Когда, осмелев, оглянулся, она уже была далеко, шагах в десяти. На ней узкие и короткие, заканчивавшиеся на икрах — по тогдашней моде — спортивные брюки. Как же глупа иногда бывает наша память: лучше всего я помню черные, со следами подсыхающей глины, брюки.
Узнал бы сейчас эту руку, как узнал ее тогда, узнал по вкрадчивому касанию, хотя никогда ранее до того апрельского дня, да и позже, к сожалению, тоже, она меня не касалась? Мне кажется — узнал бы.

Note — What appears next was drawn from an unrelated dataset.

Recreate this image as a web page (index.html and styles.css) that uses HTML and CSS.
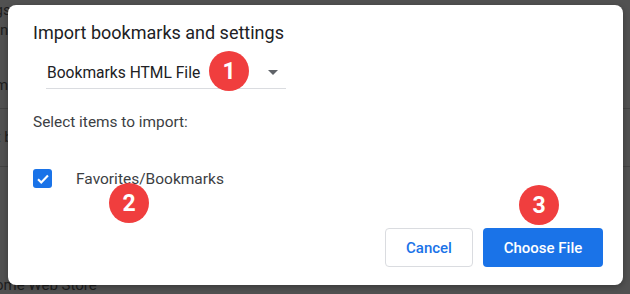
FILE: index.html
```html
<!DOCTYPE html>
<html lang="en">
<head>
    <meta charset="UTF-8">
    <title>Import bookmarks and settings</title>
    <link rel="stylesheet" href="styles.css">
</head>
<body>
    <div class="page">
        <div class="page-row">Settings</div>
        <div class="page-row">Sync and Google services</div>
        <div class="page-row gap">Customise your Chrome profile</div>
        <div class="page-row line">Import bookmarks and settings</div>
        <div class="page-row line tall"></div>
        <div class="page-row bottom">Chrome Web Store</div>
    </div>

    <div class="scrim">
        <div class="dialog">
            <h1 class="title">Import bookmarks and settings</h1>

            <div class="select">
                <span>Bookmarks HTML File</span>
                <span class="caret"></span>
            </div>

            <p class="label">Select items to import:</p>

            <label class="check-row">
                <span class="checkbox">
                    <svg width="14" height="14" viewBox="0 0 24 24"><path d="M3.5 12.5l5.5 5.5L20.5 6" fill="none" stroke="#fff" stroke-width="3.6"/></svg>
                </span>
                Favorites/Bookmarks
            </label>

            <div class="actions">
                <button class="btn btn-cancel">Cancel</button>
                <button class="btn btn-primary">Choose File</button>
            </div>

            <span class="badge badge-1">1</span>
            <span class="badge badge-2">2</span>
            <span class="badge badge-3">3</span>
        </div>
    </div>
</body>
</html>
```

FILE: styles.css
```css
body {
    margin: 0;
    font-family: Roboto, 'Liberation Sans', sans-serif;
    background-color: #515151;
    width: 630px;
    height: 294px;
    overflow: hidden;
    position: relative;
}

/* page behind the dialog */
.page {
    margin-left: -44px;
    color: #1e1e1e;
    font-size: 15px;
}

.page-row {
    height: 20px;
    line-height: 20px;
}

.page-row.gap {
    margin-top: 35px;
}

.page-row.line {
    border-top: 1px solid #434343;
    margin-top: 13px;
    padding-top: 18px;
    height: 26px;
}

.page-row.tall {
    height: 80px;
    padding-top: 0;
}

.page-row.bottom {
    margin-top: 28px;
    padding-left: 16px;
}

.scrim {
    position: absolute;
    inset: 0;
}

.dialog {
    position: absolute;
    left: 8px;
    top: 5px;
    width: 615px;
    height: 280px;
    box-sizing: border-box;
    padding: 18px 20px 18px 25px;
    background-color: #fff;
    border-radius: 8px;
    box-shadow: 0 2px 6px rgba(0, 0, 0, 0.3);
    display: flex;
    flex-direction: column;
}

.title {
    margin: 0;
    font-size: 18px;
    font-weight: 400;
    line-height: 20px;
    color: #202124;
}

.select {
    margin: 14px 0 0 13px;
    width: 240px;
    height: 32px;
    box-sizing: border-box;
    padding: 0 8px 0 1px;
    border-bottom: 1px solid #dadce0;
    display: flex;
    align-items: center;
    justify-content: space-between;
    font-size: 15.6px;
    color: #202124;
}

.caret {
    width: 0;
    height: 0;
    border-left: 5.5px solid transparent;
    border-right: 5.5px solid transparent;
    border-top: 5.5px solid #5f6368;
}

.label {
    margin: 23px 0 0;
    font-size: 15.4px;
    line-height: 20px;
    color: #3c4043;
}

.check-row {
    margin-top: 37px;
    display: flex;
    align-items: center;
    gap: 24px;
    font-size: 15.5px;
    color: #3c4043;
}

.checkbox {
    width: 19px;
    height: 19px;
    border-radius: 3px;
    background-color: #1a73e8;
    display: flex;
    align-items: center;
    justify-content: center;
}

.actions {
    margin-top: auto;
    display: flex;
    justify-content: flex-end;
    gap: 10px;
}

.btn {
    height: 39px;
    border-radius: 4px;
    font-family: Roboto, 'Liberation Sans', sans-serif;
    font-size: 15px;
    font-weight: 500;
    cursor: pointer;
}

.btn-cancel {
    width: 88px;
    background-color: #fff;
    border: 1px solid #dadce0;
    color: #1a73e8;
}

.btn-primary {
    width: 120px;
    background-color: #1a73e8;
    border: none;
    color: #fff;
}

/* numbered callouts */
.badge {
    position: absolute;
    width: 40px;
    height: 40px;
    border-radius: 50%;
    background-color: #f03e3e;
    color: #fff;
    font-size: 23px;
    font-weight: 700;
    display: flex;
    align-items: center;
    justify-content: center;
}

.badge-1 { left: 201px; top: 46px; }
.badge-2 { left: 101px; top: 178px; }
.badge-3 { left: 511px; top: 180px; }
```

А ведь я действительно знал такого охотника. Это же Вася Глотов с Черных земель, из калмыцких степей. Говорят, был весельчаком и балагуром, но когда я познакомился с ним, его уже постигло горе: из-за какой-то болезни отнялись ноги. Уехала, забрав сына, жена, и Вася остался в глухом степном поселке вдвоем с матерью. Я у них оказался случайно: крепко заболел в командировке, и они приютили меня. По комнате Вася передвигался ползком, сидя, как ползают дети, едва научившиеся сидеть. Большая курчавая голова, широко развернутые, чуть приподнятые плечи, сильные руки — когда он, передвигаясь, упирался ими, они вспухали мышцами и сухожилиями, словно врастали корнями в пол, — и смятая, безвольная, косо волочившаяся нижняя часть тела. Подвигался к кровати, подавал мне кружку молока с медом, лекарство или, сидя на полу и привалившись спиной к кровати, рассказывал мне про охоту, про степь. Я всегда считал, что знаю степь лучше, чем что-либо другое. Но Вася подавлял, заколдовывал меня подробностями ее тайной, физиологической жизни, о которых я и не догадывался. Тоска, снедавшая Васю в четырех стенах, разрешалась в его рассказах, и, освещенные ею, эти подробности из элементов знания становились фактами искусства.